(SET TASK)
Copy out the data below as written; omit any images.

= = = =

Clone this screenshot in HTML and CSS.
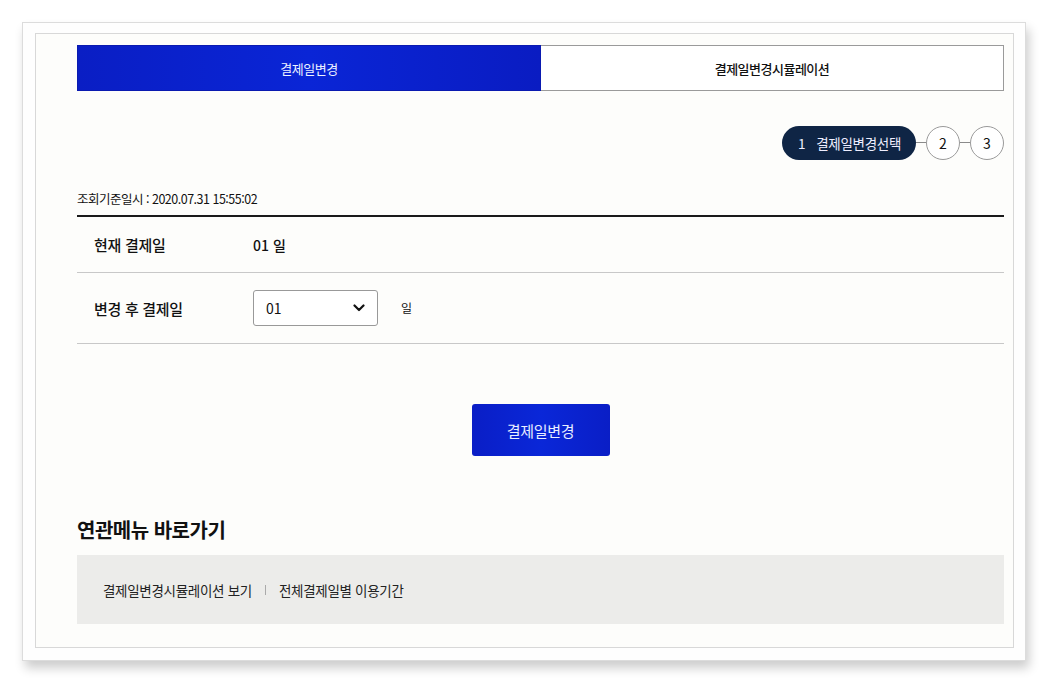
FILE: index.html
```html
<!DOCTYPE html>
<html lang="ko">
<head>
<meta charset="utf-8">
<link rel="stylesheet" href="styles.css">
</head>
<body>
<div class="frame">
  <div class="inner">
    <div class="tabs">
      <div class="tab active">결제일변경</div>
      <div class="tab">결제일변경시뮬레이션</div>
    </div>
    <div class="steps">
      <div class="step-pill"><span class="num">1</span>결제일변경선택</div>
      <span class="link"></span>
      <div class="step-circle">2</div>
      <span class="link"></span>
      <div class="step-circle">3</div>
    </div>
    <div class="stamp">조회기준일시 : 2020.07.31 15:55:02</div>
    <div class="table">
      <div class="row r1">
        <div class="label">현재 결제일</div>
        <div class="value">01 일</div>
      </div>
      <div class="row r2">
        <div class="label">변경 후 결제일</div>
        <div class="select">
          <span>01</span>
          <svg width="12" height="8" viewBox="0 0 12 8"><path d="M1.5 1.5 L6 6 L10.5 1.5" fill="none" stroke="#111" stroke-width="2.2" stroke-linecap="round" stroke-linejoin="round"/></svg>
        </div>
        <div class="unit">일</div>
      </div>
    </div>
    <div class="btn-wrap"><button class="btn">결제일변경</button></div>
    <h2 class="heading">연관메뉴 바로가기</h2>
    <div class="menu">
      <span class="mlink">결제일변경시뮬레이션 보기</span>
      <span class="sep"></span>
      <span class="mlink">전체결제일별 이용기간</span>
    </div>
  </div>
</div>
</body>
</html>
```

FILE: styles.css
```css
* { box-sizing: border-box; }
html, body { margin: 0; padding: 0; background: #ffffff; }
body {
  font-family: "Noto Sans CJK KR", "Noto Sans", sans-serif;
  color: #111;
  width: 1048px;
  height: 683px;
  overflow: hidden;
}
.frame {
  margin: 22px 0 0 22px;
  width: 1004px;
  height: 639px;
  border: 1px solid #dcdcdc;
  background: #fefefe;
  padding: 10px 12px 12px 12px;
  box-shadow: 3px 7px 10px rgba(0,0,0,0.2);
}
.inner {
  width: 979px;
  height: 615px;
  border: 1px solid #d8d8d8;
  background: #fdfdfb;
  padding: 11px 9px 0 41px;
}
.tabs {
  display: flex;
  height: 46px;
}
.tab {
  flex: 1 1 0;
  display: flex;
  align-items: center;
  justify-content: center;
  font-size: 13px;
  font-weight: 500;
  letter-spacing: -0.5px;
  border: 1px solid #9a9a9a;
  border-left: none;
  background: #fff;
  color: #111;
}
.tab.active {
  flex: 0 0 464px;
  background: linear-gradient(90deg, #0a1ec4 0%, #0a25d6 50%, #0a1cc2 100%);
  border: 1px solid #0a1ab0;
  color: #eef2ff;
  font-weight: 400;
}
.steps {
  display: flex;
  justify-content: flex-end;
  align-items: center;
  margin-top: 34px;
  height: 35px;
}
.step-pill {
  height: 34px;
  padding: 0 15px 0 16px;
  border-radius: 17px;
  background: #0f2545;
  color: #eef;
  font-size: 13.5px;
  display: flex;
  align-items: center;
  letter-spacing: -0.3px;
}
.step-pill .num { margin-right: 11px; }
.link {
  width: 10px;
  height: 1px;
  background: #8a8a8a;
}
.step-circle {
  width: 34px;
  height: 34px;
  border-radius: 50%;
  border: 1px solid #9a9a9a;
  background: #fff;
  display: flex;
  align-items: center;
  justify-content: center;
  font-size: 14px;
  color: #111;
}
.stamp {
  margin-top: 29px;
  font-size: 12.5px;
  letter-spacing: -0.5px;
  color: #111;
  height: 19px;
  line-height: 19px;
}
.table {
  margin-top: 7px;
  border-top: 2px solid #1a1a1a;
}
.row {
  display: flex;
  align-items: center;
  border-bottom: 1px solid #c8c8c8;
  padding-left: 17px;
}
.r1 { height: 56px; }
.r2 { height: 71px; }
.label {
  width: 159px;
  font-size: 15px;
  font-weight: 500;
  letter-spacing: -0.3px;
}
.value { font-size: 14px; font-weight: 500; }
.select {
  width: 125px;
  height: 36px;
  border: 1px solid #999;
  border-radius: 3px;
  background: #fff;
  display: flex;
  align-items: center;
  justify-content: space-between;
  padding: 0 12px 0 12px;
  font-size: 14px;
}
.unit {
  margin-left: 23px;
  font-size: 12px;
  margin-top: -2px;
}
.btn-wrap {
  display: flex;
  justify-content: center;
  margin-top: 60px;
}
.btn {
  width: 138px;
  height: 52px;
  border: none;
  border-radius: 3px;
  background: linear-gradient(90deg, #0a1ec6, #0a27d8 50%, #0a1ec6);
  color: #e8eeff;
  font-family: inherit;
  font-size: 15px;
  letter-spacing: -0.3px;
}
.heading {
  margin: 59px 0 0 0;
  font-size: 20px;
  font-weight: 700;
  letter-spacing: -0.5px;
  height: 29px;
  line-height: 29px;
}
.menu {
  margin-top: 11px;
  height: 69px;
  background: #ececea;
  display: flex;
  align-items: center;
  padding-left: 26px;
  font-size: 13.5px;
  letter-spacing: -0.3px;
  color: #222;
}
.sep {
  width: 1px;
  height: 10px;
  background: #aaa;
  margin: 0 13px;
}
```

= = = =

(RESPONSE TO THIS TASK)
Clone this screenshot in HTML and CSS.
FILE: index.html
```html
<!DOCTYPE html>
<html lang="ko">
<head>
<meta charset="utf-8">
<link rel="stylesheet" href="styles.css">
</head>
<body>
<div class="frame">
  <div class="inner">
    <div class="tabs">
      <div class="tab active">결제일변경</div>
      <div class="tab">결제일변경시뮬레이션</div>
    </div>
    <div class="steps">
      <div class="step-pill"><span class="num">1</span>결제일변경선택</div>
      <span class="link"></span>
      <div class="step-circle">2</div>
      <span class="link"></span>
      <div class="step-circle">3</div>
    </div>
    <div class="stamp">조회기준일시 : 2020.07.31 15:55:02</div>
    <div class="table">
      <div class="row r1">
        <div class="label">현재 결제일</div>
        <div class="value">01 일</div>
      </div>
      <div class="row r2">
        <div class="label">변경 후 결제일</div>
        <div class="select">
          <span>01</span>
          <svg width="12" height="8" viewBox="0 0 12 8"><path d="M1.5 1.5 L6 6 L10.5 1.5" fill="none" stroke="#111" stroke-width="2.2" stroke-linecap="round" stroke-linejoin="round"/></svg>
        </div>
        <div class="unit">일</div>
      </div>
    </div>
    <div class="btn-wrap"><button class="btn">결제일변경</button></div>
    <h2 class="heading">연관메뉴 바로가기</h2>
    <div class="menu">
      <span class="mlink">결제일변경시뮬레이션 보기</span>
      <span class="sep"></span>
      <span class="mlink">전체결제일별 이용기간</span>
    </div>
  </div>
</div>
</body>
</html>
```

FILE: styles.css
```css
* { box-sizing: border-box; }
html, body { margin: 0; padding: 0; background: #ffffff; }
body {
  font-family: "Noto Sans CJK KR", "Noto Sans", sans-serif;
  color: #111;
  width: 1048px;
  height: 683px;
  overflow: hidden;
}
.frame {
  margin: 22px 0 0 22px;
  width: 1004px;
  height: 639px;
  border: 1px solid #dcdcdc;
  background: #fefefe;
  padding: 10px 12px 12px 12px;
  box-shadow: 3px 7px 10px rgba(0,0,0,0.2);
}
.inner {
  width: 979px;
  height: 615px;
  border: 1px solid #d8d8d8;
  background: #fdfdfb;
  padding: 11px 9px 0 41px;
}
.tabs {
  display: flex;
  height: 46px;
}
.tab {
  flex: 1 1 0;
  display: flex;
  align-items: center;
  justify-content: center;
  font-size: 13px;
  font-weight: 500;
  letter-spacing: -0.5px;
  border: 1px solid #9a9a9a;
  border-left: none;
  background: #fff;
  color: #111;
}
.tab.active {
  flex: 0 0 464px;
  background: linear-gradient(90deg, #0a1ec4 0%, #0a25d6 50%, #0a1cc2 100%);
  border: 1px solid #0a1ab0;
  color: #eef2ff;
  font-weight: 400;
}
.steps {
  display: flex;
  justify-content: flex-end;
  align-items: center;
  margin-top: 34px;
  height: 35px;
}
.step-pill {
  height: 34px;
  padding: 0 15px 0 16px;
  border-radius: 17px;
  background: #0f2545;
  color: #eef;
  font-size: 13.5px;
  display: flex;
  align-items: center;
  letter-spacing: -0.3px;
}
.step-pill .num { margin-right: 11px; }
.link {
  width: 10px;
  height: 1px;
  background: #8a8a8a;
}
.step-circle {
  width: 34px;
  height: 34px;
  border-radius: 50%;
  border: 1px solid #9a9a9a;
  background: #fff;
  display: flex;
  align-items: center;
  justify-content: center;
  font-size: 14px;
  color: #111;
}
.stamp {
  margin-top: 29px;
  font-size: 12.5px;
  letter-spacing: -0.5px;
  color: #111;
  height: 19px;
  line-height: 19px;
}
.table {
  margin-top: 7px;
  border-top: 2px solid #1a1a1a;
}
.row {
  display: flex;
  align-items: center;
  border-bottom: 1px solid #c8c8c8;
  padding-left: 17px;
}
.r1 { height: 56px; }
.r2 { height: 71px; }
.label {
  width: 159px;
  font-size: 15px;
  font-weight: 500;
  letter-spacing: -0.3px;
}
.value { font-size: 14px; font-weight: 500; }
.select {
  width: 125px;
  height: 36px;
  border: 1px solid #999;
  border-radius: 3px;
  background: #fff;
  display: flex;
  align-items: center;
  justify-content: space-between;
  padding: 0 12px 0 12px;
  font-size: 14px;
}
.unit {
  margin-left: 23px;
  font-size: 12px;
  margin-top: -2px;
}
.btn-wrap {
  display: flex;
  justify-content: center;
  margin-top: 60px;
}
.btn {
  width: 138px;
  height: 52px;
  border: none;
  border-radius: 3px;
  background: linear-gradient(90deg, #0a1ec6, #0a27d8 50%, #0a1ec6);
  color: #e8eeff;
  font-family: inherit;
  font-size: 15px;
  letter-spacing: -0.3px;
}
.heading {
  margin: 59px 0 0 0;
  font-size: 20px;
  font-weight: 700;
  letter-spacing: -0.5px;
  height: 29px;
  line-height: 29px;
}
.menu {
  margin-top: 11px;
  height: 69px;
  background: #ececea;
  display: flex;
  align-items: center;
  padding-left: 26px;
  font-size: 13.5px;
  letter-spacing: -0.3px;
  color: #222;
}
.sep {
  width: 1px;
  height: 10px;
  background: #aaa;
  margin: 0 13px;
}
```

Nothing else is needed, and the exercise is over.